7o7c3r$rrj$1@coranto.ucs.mun.ca
19990803153814.02940.00000300@ng-fm1.aol.com
7o7gp1$ek5$1@autumn.news.rcn.net
19990803162122.05734.00003282@ng-cl1.aol.com
lTIp3.12047$J5.136882@c01read02-admin.service.talkway.com
7o7pqs$v0a$1@news.inc.net
7o7q8h$v9e$1@news.inc.net
7o7r03$1034$1@news.inc.net
7o7re0$10b1$1@news.inc.net
7o7ob4$el5$1@bgtnsc03.worldnet.att.net
7o7sdf$118p$1@news.inc.net
..............................................

There are two possibilities then. In the first one, you can predefine a set of key-words. Then, again with a help of Perl, patterns matching can be done in order to count how many times each word of the set of key-words is contained in each document. After that, any document can be represented by a vector whose co-ordinates are corresponding integer numbers for any given key-word. Strictly speaking, a common procedure is consistent with normalization of a vector to a unit sphere. Then all the documents can be interpreted as located on the unit sphere, like stars on the night sky. A big difference with such an interpretation is the sky is a projection from our three-dimensional world, but a typical number of key-words is of order one hundred. So, we deal with a multi-dimensional sky! With its non-negative sector.

Well, the main goal is ahead:

How the documents are arranged in clusters?

Definitions:

  • Two documents are considered as directly coupled, if a distance on the unit sphere between them is less than some predefined length, say, rc .
  • A cluster is defined as a set of documents in which any two can be coupled through a "chain", at least, one "chain", of directly coupled documents.
    Such a definition is for a maximally porous sort of a cluster which is a subject of consideration below.
    In the opposite case of a maximally dense cluster all pairs of documents are directly coupled.

    Now, we can start selecting documents within a cluster. One possible solution is consistent with creating an associative array in which subscript elements (documents) point to directly coupled documents.
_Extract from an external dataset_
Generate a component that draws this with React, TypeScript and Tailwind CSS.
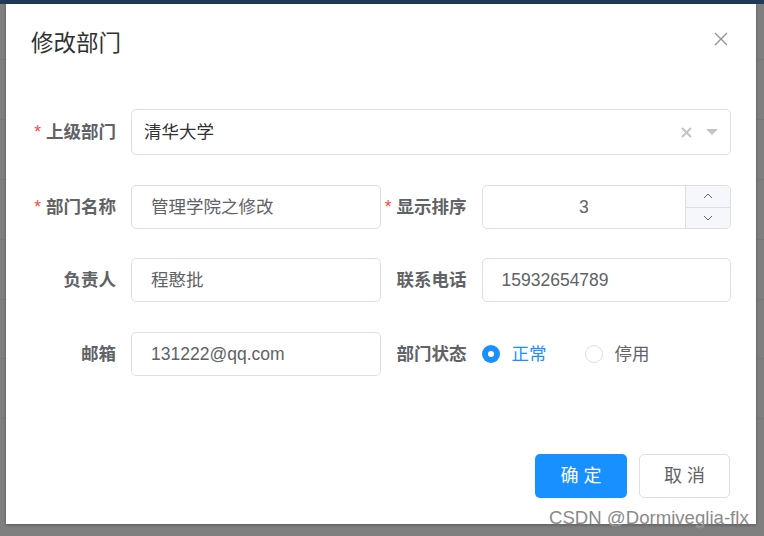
const font = "font-['Liberation_Sans','Noto_Sans_CJK_SC',sans-serif]";

const Label = ({ text, required }: { text: string; required?: boolean }) => (
  <div className="w-[100px] shrink-0 pr-[15px] flex justify-end items-center text-[17.5px] font-bold text-[#606266]">
    {required && <span className="text-[#ff4949] mr-[5px] font-normal">*</span>}
    {text}
  </div>
);

const TextInput = ({ value }: { value: string }) => (
  <div className="flex-1 h-full border border-[#dcdfe6] rounded-[5px] flex items-center pl-[19px] text-[17.5px] text-[#606266]">
    {value}
  </div>
);

const App = () => {
  return (
    <div className={`relative w-[764px] h-[536px] bg-[#7f7f7f] overflow-hidden ${font}`}>
      <div className="h-[4px] bg-[#1f3a5b]" />
      <div className="flex flex-col">
        <div className="h-[56px] border-b border-[#787878]" />
        <div className="h-[60px] border-b border-[#787878]" />
        <div className="h-[60px] border-b border-[#787878]" />
        <div className="h-[60px] border-b border-[#787878]" />
        <div className="h-[60px] border-b border-[#787878]" />
        <div className="h-[59px] border-b border-[#787878]" />
        <div className="h-[60px] border-b border-[#787878]" />
      </div>

      <div className="absolute left-[6px] top-[4px] w-[750px] h-[520px] bg-white shadow-[0_1px_3px_rgba(0,0,0,0.3)] flex flex-col px-[25px]">
        <div className="pt-[25px] flex items-center justify-between">
          <span className="text-[22.5px] leading-[30px] text-[#303133]">修改部门</span>
          <svg width="14" height="14" viewBox="0 0 14 14" className="mr-[3px] mt-[-10px]">
            <path d="M1 1L13 13M13 1L1 13" stroke="#909399" strokeWidth="1.4" />
          </svg>
        </div>

        <div className="mt-[50px] flex h-[46px]">
          <Label text="上级部门" required />
          <div className="flex-1 h-full border border-[#dcdfe6] rounded-[5px] flex items-center pl-[12px] pr-[12px] text-[17.5px] text-[#303133]">
            <span className="flex-1">清华大学</span>
            <svg width="11" height="11" viewBox="0 0 11 11" className="mr-[14px]">
              <path d="M1 1L10 10M10 1L1 10" stroke="#c0c4cc" strokeWidth="2" />
            </svg>
            <svg width="12" height="7" viewBox="0 0 12 7">
              <path d="M0 0H12L6 6Z" fill="#c0c4cc" />
            </svg>
          </div>
        </div>

        <div className="mt-[30px] grid grid-cols-2 gap-x-[1px] h-[44px]">
          <div className="flex h-[44px]">
            <Label text="部门名称" required />
            <TextInput value="管理学院之修改" />
          </div>
          <div className="flex h-[44px]">
            <Label text="显示排序" required />
            <div className="flex-1 h-full border border-[#dcdfe6] rounded-[5px] flex overflow-hidden">
              <div className="flex-1 flex items-center justify-center text-[17.5px] text-[#606266]">3</div>
              <div className="w-[45px] border-l border-[#dcdfe6] bg-[#f5f7fa] flex flex-col">
                <div className="flex-1 flex items-center justify-center border-b border-[#dcdfe6]">
                  <svg width="10" height="6" viewBox="0 0 10 6">
                    <path d="M1 5L5 1L9 5" stroke="#606266" strokeWidth="1" fill="none" />
                  </svg>
                </div>
                <div className="flex-1 flex items-center justify-center">
                  <svg width="10" height="6" viewBox="0 0 10 6">
                    <path d="M1 1L5 5L9 1" stroke="#606266" strokeWidth="1" fill="none" />
                  </svg>
                </div>
              </div>
            </div>
          </div>
        </div>

        <div className="mt-[29px] grid grid-cols-2 gap-x-[1px] h-[44px]">
          <div className="flex h-[44px]">
            <Label text="负责人" />
            <TextInput value="程憨批" />
          </div>
          <div className="flex h-[44px]">
            <Label text="联系电话" />
            <TextInput value="15932654789" />
          </div>
        </div>

        <div className="mt-[30px] grid grid-cols-2 gap-x-[1px] h-[44px]">
          <div className="flex h-[44px]">
            <Label text="邮箱" />
            <TextInput value="131222@qq.com" />
          </div>
          <div className="flex h-[44px]">
            <Label text="部门状态" />
            <div className="flex items-center text-[17.5px]">
              <span className="w-[18px] h-[18px] rounded-full bg-[#1890ff] flex items-center justify-center">
                <span className="w-[6px] h-[6px] rounded-full bg-white" />
              </span>
              <span className="ml-[12px] text-[#1890ff]">正常</span>
              <span className="ml-[38px] w-[18px] h-[18px] rounded-full border border-[#dcdfe6]" />
              <span className="ml-[12px] text-[#606266]">停用</span>
            </div>
          </div>
        </div>

        <div className="mt-[78px] flex justify-end gap-[12px] pr-[1px]">
          <button className="w-[92px] h-[44px] rounded-[5px] bg-[#1890ff] text-white text-[18px] tracking-[5px] pl-[5px]">确定</button>
          <button className="w-[91px] h-[44px] rounded-[5px] border border-[#dcdfe6] bg-white text-[#606266] text-[18px] tracking-[5px] pl-[5px]">取消</button>
        </div>
      </div>

      <div className="absolute left-[549px] top-[504px] text-[18.6px] text-[#8a8a8a] [text-shadow:0_0_1px_rgba(255,255,255,0.6)]">
        CSDN @Dormiveglia-flx
      </div>
    </div>
  );
};

export default App;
Starting from any document, and using a recursive algorithm, a cluster can be passed entirely.

    How to search: an algorithm

  • Ascribe zeroes to the values associated with all documents.
  • Select a document, say, doc1, ascribe 1 to doc1, remove those pairs of the associative array which point to doc1.
  • Select one of the documents to which doc1 points, say, doc2. Ascribe 1 to doc2, remove those pairs of the associative array which point to doc2. Start to form a linked list: doc1=>doc2.
  • Select one of the documents to which doc2 points, say, doc3. Ascribe 1 to doc3, remove those pairs of the associative array which point to doc3. Continue to form a linked list: doc1=>doc2=>doc3.
    However, if doc2 points to nothing, remove the last element of the linked list: it becomes doc1. Select the other document to which doc1 points.
  • Repeat with doc3 the operations performed for doc2.
  • And so on...
  • Finally, after the cluster is passed completely, the linked list becomes doc1, and no associated values exist which doc1 points to. All documents, belonging to the cluster, get a value of 1.
  • Repeat with other clusters...
  • The simplest statistical characteristic of web-documents might be the following: how many clusters versus rc exist? It seems, this function should be universal, if a set of key-words was representative...
    Last updated: Jan 18 2000
    1